先日スクロヴァチャフスキのブルックナーを聴きに行ってきた。オーケストラが、ザールブリュッケン・カイザースラウテウン・ドイツ放送フィルハーモニー管弦楽団ととんでもなく長い名前のオケ。つまり、もとのザールブリュッケン放送響が、もうひとつを合併してこうなったらしい。いずれにしろ、新たなメンバーを迎えて技術的にもより良くなれば全く良いことなのだが、果たしてどうなっているか興味深々で会場のオペラシティホールに向かった。

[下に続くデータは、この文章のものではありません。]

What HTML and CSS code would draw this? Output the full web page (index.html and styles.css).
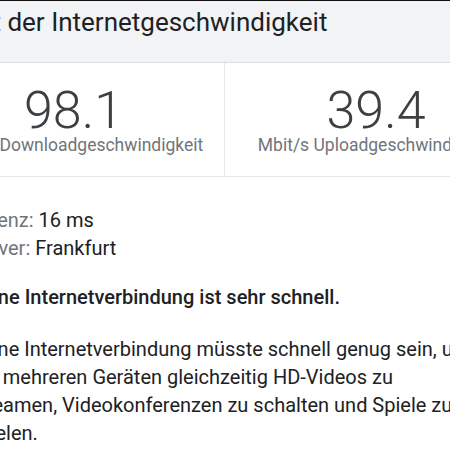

今日の指揮者であるスクロヴァチャフスキは、自分でもここ10年くらいは、聴いてきているつもりだが、演奏会は少し久しぶりになってしまった。90年代に彼のブルックナーの交響曲のCDが連番で発売になり、聴いているうちに虜になり、その後、読響での演奏会での、ブルックナーの第9を聴き決定的になった。当時からその演奏内容は、話題になっていたようだが、聴くたびに新しい発見が数々見られて大変面白いのだ。確かに色々オケに指示するから、時に音楽が小さくまとまり、小さなブルックナーのイメージになりやすいが、彼の演奏で、9番を筆頭に後期のシンフォニーはある意味絶品である。そんな期待を胸に会場に急いだわけだ。
演奏会の前半は、シューマンの4番が演奏され、休憩をはさんでブルックナーの9番へ流れる。行く前は、シューマンの前座はいらず、ブル9番のみで十分なんて意気込んでいたのだが、いざシューマンが始まると、とんでもない内容にびっくり。ここでも随所にスパイスが効いており、実に面白く聴けたのだ。オケの各声部のバランスとニュアンスは絶妙で、とても88歳の老指揮者とは感じられなかった。実に若々しいのである。さて、メインのブルックナーであるが、過去に聴いた彼の演奏よりさらに浄化されており、今回はメリハリが効いていて心地よい。そして例によって今まで聴いたことのない和声が飛び込んできて、思わずニンマリしてしまうのだ。「やるなぁ~」っと心で叫びアダージョを迎え無心の境地に追いやられたのである。10年以上前、このホールで同じ楽曲を聴いて涙したときのことを思い出してしまった。今は亡きヴァントの演奏会のことだ。永遠に続いてほしいと思わせる最後の和音が会場から消えても、今日の聴衆は、その余韻を楽しみ、拍手がない。指揮者が手を下しようやくほっと我に返った時、嵐のような拍手が湧き起こった。15分は続いただろうか、オケの団員が楽屋に去った後も、拍手は鳴り止まず指揮者を再度舞台へ誘う。私も何年か振りに我慢できず、感謝の気持ちを込めて叫んでいた。